» **Task objective**:
Return all lines that include the string "screenshot".

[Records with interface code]
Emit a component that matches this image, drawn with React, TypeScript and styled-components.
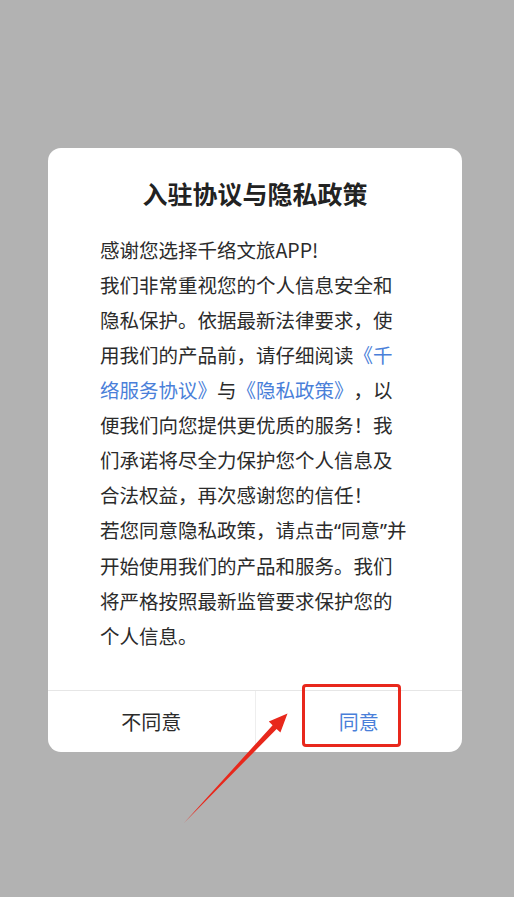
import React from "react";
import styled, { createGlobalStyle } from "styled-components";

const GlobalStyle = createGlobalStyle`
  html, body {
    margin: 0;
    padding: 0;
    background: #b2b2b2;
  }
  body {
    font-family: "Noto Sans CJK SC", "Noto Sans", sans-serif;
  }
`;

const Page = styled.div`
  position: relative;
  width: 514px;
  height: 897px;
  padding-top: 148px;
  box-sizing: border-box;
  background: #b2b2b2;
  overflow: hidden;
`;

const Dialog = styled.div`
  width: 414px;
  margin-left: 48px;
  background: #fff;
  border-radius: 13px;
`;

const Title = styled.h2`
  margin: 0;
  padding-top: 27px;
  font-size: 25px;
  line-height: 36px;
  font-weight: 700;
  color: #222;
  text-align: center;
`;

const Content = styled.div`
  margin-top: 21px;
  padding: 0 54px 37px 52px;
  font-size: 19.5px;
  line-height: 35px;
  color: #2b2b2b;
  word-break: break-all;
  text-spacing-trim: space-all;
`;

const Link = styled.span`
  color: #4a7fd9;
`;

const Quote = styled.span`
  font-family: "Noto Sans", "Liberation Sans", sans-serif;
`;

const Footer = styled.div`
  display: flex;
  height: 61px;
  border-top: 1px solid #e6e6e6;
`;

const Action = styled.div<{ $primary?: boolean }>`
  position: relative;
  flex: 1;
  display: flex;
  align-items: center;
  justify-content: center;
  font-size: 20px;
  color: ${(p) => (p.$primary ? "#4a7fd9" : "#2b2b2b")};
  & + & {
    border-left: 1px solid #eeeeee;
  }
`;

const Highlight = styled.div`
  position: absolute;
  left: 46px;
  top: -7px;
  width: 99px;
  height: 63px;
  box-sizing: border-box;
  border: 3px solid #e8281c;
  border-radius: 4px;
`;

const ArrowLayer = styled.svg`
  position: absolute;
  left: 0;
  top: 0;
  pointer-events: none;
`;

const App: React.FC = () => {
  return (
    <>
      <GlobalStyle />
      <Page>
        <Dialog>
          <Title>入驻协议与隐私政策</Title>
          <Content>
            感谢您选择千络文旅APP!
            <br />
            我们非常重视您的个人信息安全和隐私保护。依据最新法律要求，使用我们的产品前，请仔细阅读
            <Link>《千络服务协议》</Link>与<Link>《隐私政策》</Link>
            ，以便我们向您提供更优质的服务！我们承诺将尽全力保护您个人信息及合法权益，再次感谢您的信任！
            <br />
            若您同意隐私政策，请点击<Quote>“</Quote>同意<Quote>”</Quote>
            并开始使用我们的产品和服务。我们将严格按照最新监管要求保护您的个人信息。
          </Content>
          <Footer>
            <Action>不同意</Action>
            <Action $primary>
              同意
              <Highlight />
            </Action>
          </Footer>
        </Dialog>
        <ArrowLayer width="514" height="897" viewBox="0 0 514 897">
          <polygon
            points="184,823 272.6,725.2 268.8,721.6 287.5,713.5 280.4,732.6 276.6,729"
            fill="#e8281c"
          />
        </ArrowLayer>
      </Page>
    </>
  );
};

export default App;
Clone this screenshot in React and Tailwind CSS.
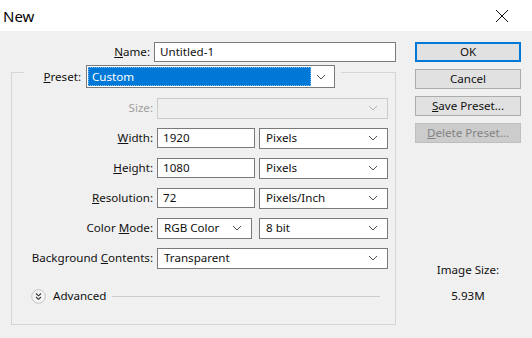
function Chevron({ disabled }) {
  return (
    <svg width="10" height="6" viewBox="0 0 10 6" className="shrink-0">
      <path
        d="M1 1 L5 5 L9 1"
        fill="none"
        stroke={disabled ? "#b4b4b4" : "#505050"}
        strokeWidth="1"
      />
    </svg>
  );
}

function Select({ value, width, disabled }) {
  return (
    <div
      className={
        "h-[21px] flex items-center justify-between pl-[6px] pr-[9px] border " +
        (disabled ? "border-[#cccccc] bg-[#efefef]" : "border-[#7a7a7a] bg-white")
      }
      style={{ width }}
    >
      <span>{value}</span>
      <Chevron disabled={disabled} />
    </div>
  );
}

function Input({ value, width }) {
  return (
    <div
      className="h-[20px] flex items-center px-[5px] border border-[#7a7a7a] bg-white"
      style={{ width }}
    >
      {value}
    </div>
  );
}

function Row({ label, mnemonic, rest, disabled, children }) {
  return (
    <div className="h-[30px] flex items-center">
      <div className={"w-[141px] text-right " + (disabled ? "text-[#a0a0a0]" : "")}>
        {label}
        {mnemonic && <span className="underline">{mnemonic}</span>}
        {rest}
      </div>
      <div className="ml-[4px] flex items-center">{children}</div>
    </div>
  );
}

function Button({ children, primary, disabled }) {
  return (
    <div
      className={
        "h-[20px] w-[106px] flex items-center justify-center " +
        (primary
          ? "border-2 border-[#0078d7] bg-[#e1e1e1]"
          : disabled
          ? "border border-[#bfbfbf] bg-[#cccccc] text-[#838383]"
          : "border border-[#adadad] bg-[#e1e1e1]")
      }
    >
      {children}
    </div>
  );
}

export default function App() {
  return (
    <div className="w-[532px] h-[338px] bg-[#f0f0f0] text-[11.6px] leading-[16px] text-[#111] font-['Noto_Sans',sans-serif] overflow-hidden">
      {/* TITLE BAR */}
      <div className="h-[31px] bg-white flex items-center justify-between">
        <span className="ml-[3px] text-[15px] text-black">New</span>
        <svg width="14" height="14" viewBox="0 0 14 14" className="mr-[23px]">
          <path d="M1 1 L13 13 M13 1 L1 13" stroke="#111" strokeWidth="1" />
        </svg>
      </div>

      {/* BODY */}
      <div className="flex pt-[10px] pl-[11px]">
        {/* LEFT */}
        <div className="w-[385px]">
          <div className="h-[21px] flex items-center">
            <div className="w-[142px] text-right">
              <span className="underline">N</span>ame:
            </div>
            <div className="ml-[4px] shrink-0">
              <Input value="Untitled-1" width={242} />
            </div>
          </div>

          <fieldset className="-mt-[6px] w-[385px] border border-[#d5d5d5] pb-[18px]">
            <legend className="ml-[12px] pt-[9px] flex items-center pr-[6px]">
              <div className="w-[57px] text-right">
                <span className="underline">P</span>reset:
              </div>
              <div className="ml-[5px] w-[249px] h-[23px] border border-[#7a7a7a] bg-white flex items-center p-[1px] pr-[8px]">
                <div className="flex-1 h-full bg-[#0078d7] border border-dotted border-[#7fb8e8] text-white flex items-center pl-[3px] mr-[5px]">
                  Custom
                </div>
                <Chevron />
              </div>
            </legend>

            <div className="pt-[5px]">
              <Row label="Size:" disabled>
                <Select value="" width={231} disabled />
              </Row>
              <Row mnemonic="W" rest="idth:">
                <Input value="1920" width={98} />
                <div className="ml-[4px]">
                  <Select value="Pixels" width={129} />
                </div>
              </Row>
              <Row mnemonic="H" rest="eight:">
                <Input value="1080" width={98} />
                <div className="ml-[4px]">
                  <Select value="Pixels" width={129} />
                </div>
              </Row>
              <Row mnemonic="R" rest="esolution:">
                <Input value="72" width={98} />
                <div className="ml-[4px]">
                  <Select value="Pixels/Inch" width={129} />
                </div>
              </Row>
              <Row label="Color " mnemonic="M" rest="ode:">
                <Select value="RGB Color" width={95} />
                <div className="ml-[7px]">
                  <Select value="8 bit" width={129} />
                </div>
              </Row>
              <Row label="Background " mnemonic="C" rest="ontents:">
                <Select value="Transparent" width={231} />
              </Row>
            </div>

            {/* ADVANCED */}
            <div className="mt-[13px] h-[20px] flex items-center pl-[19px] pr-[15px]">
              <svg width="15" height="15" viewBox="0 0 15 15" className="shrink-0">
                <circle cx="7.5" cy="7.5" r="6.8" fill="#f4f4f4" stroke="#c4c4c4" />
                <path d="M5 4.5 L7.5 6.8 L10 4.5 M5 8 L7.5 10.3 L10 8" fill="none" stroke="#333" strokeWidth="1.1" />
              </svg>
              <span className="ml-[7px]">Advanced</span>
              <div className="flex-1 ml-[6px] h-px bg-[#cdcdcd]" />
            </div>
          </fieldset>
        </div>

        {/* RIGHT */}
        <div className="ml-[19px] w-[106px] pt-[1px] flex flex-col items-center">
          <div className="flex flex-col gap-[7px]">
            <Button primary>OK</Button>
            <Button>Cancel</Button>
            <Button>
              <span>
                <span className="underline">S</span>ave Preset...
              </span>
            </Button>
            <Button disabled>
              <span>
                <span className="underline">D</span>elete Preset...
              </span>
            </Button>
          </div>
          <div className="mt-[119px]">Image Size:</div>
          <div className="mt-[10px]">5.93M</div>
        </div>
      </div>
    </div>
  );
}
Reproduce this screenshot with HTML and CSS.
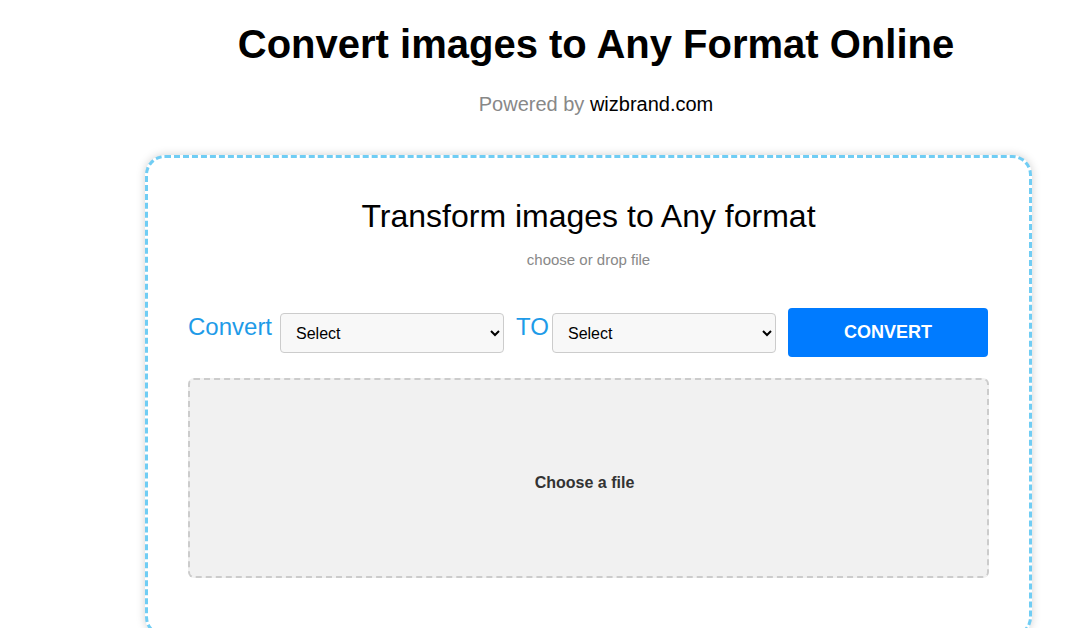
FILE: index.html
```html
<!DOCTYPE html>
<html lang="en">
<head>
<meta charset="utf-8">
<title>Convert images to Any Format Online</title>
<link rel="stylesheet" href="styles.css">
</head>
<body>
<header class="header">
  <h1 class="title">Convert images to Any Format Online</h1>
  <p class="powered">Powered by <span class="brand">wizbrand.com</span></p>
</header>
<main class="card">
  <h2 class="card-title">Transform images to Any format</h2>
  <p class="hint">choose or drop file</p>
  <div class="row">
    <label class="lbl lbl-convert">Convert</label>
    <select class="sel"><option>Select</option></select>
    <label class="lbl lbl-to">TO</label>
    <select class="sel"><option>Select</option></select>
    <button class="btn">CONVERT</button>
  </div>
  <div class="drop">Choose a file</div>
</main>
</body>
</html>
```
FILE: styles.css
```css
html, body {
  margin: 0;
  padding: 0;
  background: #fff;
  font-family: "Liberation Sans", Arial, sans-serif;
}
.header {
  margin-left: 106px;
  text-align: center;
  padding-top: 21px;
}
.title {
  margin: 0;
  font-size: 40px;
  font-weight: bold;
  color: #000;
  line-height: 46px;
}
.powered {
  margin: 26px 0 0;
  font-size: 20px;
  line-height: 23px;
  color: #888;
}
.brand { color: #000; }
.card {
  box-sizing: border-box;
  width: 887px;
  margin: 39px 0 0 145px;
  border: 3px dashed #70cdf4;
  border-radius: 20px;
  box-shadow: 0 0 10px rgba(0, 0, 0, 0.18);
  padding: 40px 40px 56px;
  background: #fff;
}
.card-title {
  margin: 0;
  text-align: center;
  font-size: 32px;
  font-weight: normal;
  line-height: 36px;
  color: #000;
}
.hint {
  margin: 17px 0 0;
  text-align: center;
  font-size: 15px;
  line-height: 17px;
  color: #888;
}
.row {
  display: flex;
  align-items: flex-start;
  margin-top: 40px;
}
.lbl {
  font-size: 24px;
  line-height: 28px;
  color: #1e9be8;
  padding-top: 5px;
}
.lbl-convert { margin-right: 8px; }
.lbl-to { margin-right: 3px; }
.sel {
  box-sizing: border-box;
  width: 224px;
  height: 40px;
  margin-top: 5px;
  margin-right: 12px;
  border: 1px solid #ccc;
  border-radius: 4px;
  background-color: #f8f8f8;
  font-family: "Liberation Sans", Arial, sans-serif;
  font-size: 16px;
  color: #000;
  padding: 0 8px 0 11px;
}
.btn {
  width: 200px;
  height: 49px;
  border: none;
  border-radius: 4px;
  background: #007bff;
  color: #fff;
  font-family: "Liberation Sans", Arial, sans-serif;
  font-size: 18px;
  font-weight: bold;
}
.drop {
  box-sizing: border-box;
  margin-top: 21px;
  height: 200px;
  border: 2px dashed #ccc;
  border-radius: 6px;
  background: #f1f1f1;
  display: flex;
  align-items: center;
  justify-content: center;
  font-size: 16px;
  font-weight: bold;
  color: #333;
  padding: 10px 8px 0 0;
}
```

» **Answer to this problem**:
Clone this screenshot in React and Tailwind CSS.
Reproduce this screenshot with HTML and CSS.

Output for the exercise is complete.